En Mayenne, les bataillons ont été convoqués pour le 15 août au chef-lieu de leur arrondissement ; les conseils de révision ont prononcé dispenses et exemptions ; la préfecture a passé rapidement des commandes dans le commerce local pour pourvoir à l’habillement (qui ne sera livré qu’à partir du 10 septembre) ; on s’est procuré des fusils à piston auprès de la direction de l’artillerie de Rennes ; on a formé les compagnies et on commencé à mettre de l’ordre dans la pagaille.
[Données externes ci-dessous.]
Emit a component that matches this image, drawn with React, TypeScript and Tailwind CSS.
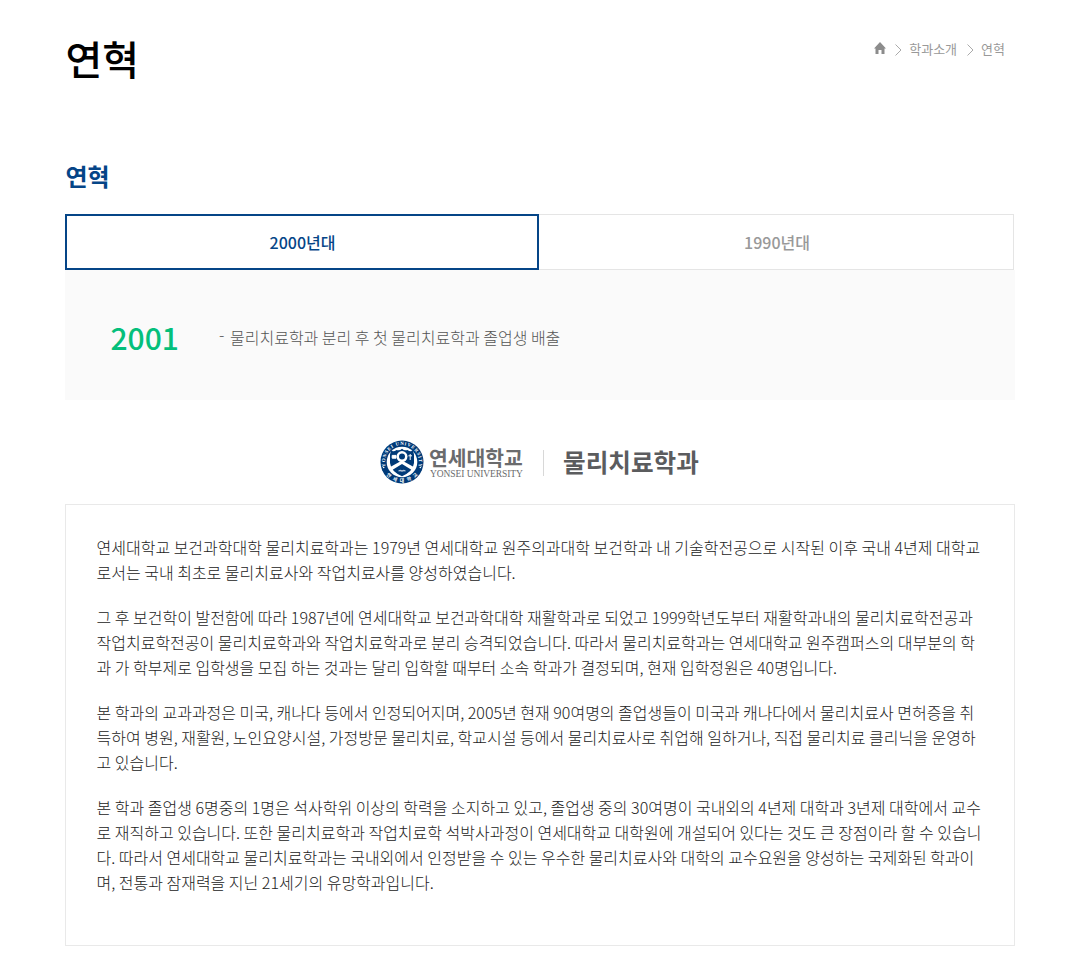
const paragraphs: string[][] = [
  [
    "연세대학교 보건과학대학 물리치료학과는 1979년 연세대학교 원주의과대학 보건학과 내 기술학전공으로 시작된 이후 국내 4년제 대학교",
    "로서는 국내 최초로 물리치료사와 작업치료사를 양성하였습니다.",
  ],
  [
    "그 후 보건학이 발전함에 따라 1987년에 연세대학교 보건과학대학 재활학과로 되었고 1999학년도부터 재활학과내의 물리치료학전공과",
    "작업치료학전공이 물리치료학과와 작업치료학과로 분리 승격되었습니다. 따라서 물리치료학과는 연세대학교 원주캠퍼스의 대부분의 학",
    "과 가 학부제로 입학생을 모집 하는 것과는 달리 입학할 때부터 소속 학과가 결정되며, 현재 입학정원은 40명입니다.",
  ],
  [
    "본 학과의 교과과정은 미국, 캐나다 등에서 인정되어지며, 2005년 현재 90여명의 졸업생들이 미국과 캐나다에서 물리치료사 면허증을 취",
    "득하여 병원, 재활원, 노인요양시설, 가정방문 물리치료, 학교시설 등에서 물리치료사로 취업해 일하거나, 직접 물리치료 클리닉을 운영하",
    "고 있습니다.",
  ],
  [
    "본 학과 졸업생 6명중의 1명은 석사학위 이상의 학력을 소지하고 있고, 졸업생 중의 30여명이 국내외의 4년제 대학과 3년제 대학에서 교수",
    "로 재직하고 있습니다. 또한 물리치료학과 작업치료학 석박사과정이 연세대학교 대학원에 개설되어 있다는 것도 큰 장점이라 할 수 있습니",
    "다. 따라서 연세대학교 물리치료학과는 국내외에서 인정받을 수 있는 우수한 물리치료사와 대학의 교수요원을 양성하는 국제화된 학과이",
    "며, 전통과 잠재력을 지닌 21세기의 유망학과입니다.",
  ],
];

function Chevron() {
  return (
    <svg width="7" height="12" viewBox="0 0 7 12" fill="none" stroke="#aaa" className="mt-0.5 shrink-0">
      <path d="M.5 .5 6 6 .5 11.5" />
    </svg>
  );
}

function Emblem() {
  return (
    <svg width="44" height="44" viewBox="0 0 44 44" className="shrink-0">
      <defs>
        <path id="ring-top" d="M5.8 27.2A17 17 0 1 1 38.2 27.2" />
        <path id="ring-bottom" d="M4 31.5A20.4 20.4 0 0 0 40 31.5" />
      </defs>
      <circle cx="22" cy="22" r="21.5" fill="#003a78" />
      <circle cx="22" cy="22" r="15.3" fill="#fff" />
      <text fill="#fff" fontSize="4.9" fontFamily="Liberation Serif, serif" fontWeight="700">
        <textPath href="#ring-top" startOffset="50%" textAnchor="middle" textLength="62">YONSEI UNIVERSITY</textPath>
      </text>
      <text fill="#fff" fontSize="4.8" fontFamily="Noto Sans CJK KR, sans-serif" fontWeight="700">
        <textPath href="#ring-bottom" startOffset="50%" textAnchor="middle" textLength="36">연세대학교</textPath>
      </text>
      <circle cx="3.7" cy="27.5" r=".8" fill="#fff" />
      <circle cx="40.3" cy="27.5" r=".8" fill="#fff" />
      <path d="M11 10.8Q14 12 16.5 10Q19.5 11 22 8.8Q24.5 11 27.5 10Q30 12 33 10.8L34 14.5V23Q33 31.5 22 36.2Q11 31.5 10 23V14.5Z" fill="#003a78" />
      <path d="M10.2 27 22 20.6 33.8 27 32.2 30.2 22 24 11.8 30.2Z" fill="#fff" />
      <circle cx="22" cy="16.6" r="5.5" fill="#fff" />
      <circle cx="22" cy="16.6" r="3" fill="#003a78" />
      <path d="M12.2 15.4H16V18.2H12.2ZM30.2 14V20M28.4 15.8H32" stroke="#fff" strokeWidth="1" fill="#fff" />
      <path d="M18.5 30.2Q20.5 29.4 22 30.2Q23.5 29.4 25.5 30.2V31.6Q23.5 31 22 31.8Q20.5 31 18.5 31.6Z" fill="#fff" opacity=".7" />
    </svg>
  );
}

export default function App() {
  return (
    <main className="min-h-[963px] bg-white pl-[65px] pt-7 font-['Noto_Sans_CJK_KR',sans-serif]">
      <div className="w-[950px]">
        <header className="flex h-[60px] justify-between">
          <h1 className="pl-[0.5px] text-[40px] font-medium leading-[60px] text-black">연혁</h1>
          <nav className="mr-[10px] flex h-10 items-center pt-px text-[13px] text-[#999]">
            <svg width="12" height="12" viewBox="0 0 12 12" fill="#8c8c8c" className="mb-px mr-[9px]">
              <path d="M6 0 12 6.5H10.5V12H7.5V8H4.5V12H1.5V6.5H0Z" />
            </svg>
            <Chevron />
            <span className="ml-[7px] mr-[10px]">학과소개</span>
            <Chevron />
            <span className="ml-[7px]">연혁</span>
          </nav>
        </header>

        <h2 className="mt-[70px] pl-[0.5px] text-2xl font-bold leading-9 text-[#054587]">연혁</h2>

        <div className="mt-5 flex h-14 text-base font-medium">
          <button className="w-[474px] border-2 border-[#054587] pl-px text-[#054587]">2000년대</button>
          <button className="w-[475px] border border-l-0 border-[#e5e5e5] pl-0.5 text-[#999]">1990년대</button>
        </div>

        <section className="flex h-[130px] bg-[#fafafa] pl-[45px] pt-11">
          <strong className="w-[109px] pl-[0.5px] text-[30px] font-medium leading-[46px] text-[#04bf7b]">2001</strong>
          <p className="flex text-base font-light leading-[46px] text-[#555]">
            <span className="-mt-[3px] w-[11px]">-</span>
            물리치료학과 분리 후 첫 물리치료학과 졸업생 배출
          </p>
        </section>

        <div className="mt-10 flex h-11 pl-[315px]">
          <Emblem />
          <div className="ml-[5px] w-[94px] pt-[5px] text-[#6a6b6d]">
            <div className="whitespace-nowrap text-[20.4px] font-bold leading-6">연세대학교</div>
            <div className="whitespace-nowrap pl-px font-['Liberation_Serif',serif] text-[9.5px] leading-[11px] tracking-[-0.08px]">YONSEI UNIVERSITY</div>
          </div>
          <div className="ml-5 mt-2.5 h-[26px] w-px bg-[#d8d8d8]" />
          <div className="ml-[19px] whitespace-nowrap text-[24.6px] font-bold leading-[43px] text-[#5b5c5e]">물리치료학과</div>
        </div>

        <article className="mt-5 h-[442px] border border-[#e9e9e9] pl-[30.5px] pt-[30px] text-base font-light leading-[25px] text-[#222]">
          {paragraphs.map((lines, i) => (
            <p key={i} className="mb-5">
              {lines.map((line) => (
                <span key={line} className="block whitespace-nowrap">{line}</span>
              ))}
            </p>
          ))}
        </article>
      </div>
    </main>
  );
}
Le résultat sera conforme à ce qu’on pouvait légitimement attendre d’un tel niveau d’amateurisme et d’improvisation. On ne peut que s’étonner de constater que, dans la plupart des cas, ces troupes ainsi constituées ne se sont pas débandées au premier coup de feu et ont même, assez souvent, fait bonne figure et se sont honorablement comportées au combat.
Le pire était à venir, avec la mobilisation de la garde nationale sédentaire, une garde sédentaire strictement confinée par la loi du 13 juin 1851 (Louis-Napoléon Bonaparte Président) et soigneusement laissée dans le plus profond sommeil pendant tout l’Empire par Napoléon III, qui se méfiait des opinions libérales de cette milice bourgeoise, à l’esprit parfois frondeur et dont la défection en février 1848 avait provoqué l’effondrement de la monarchie de Juillet.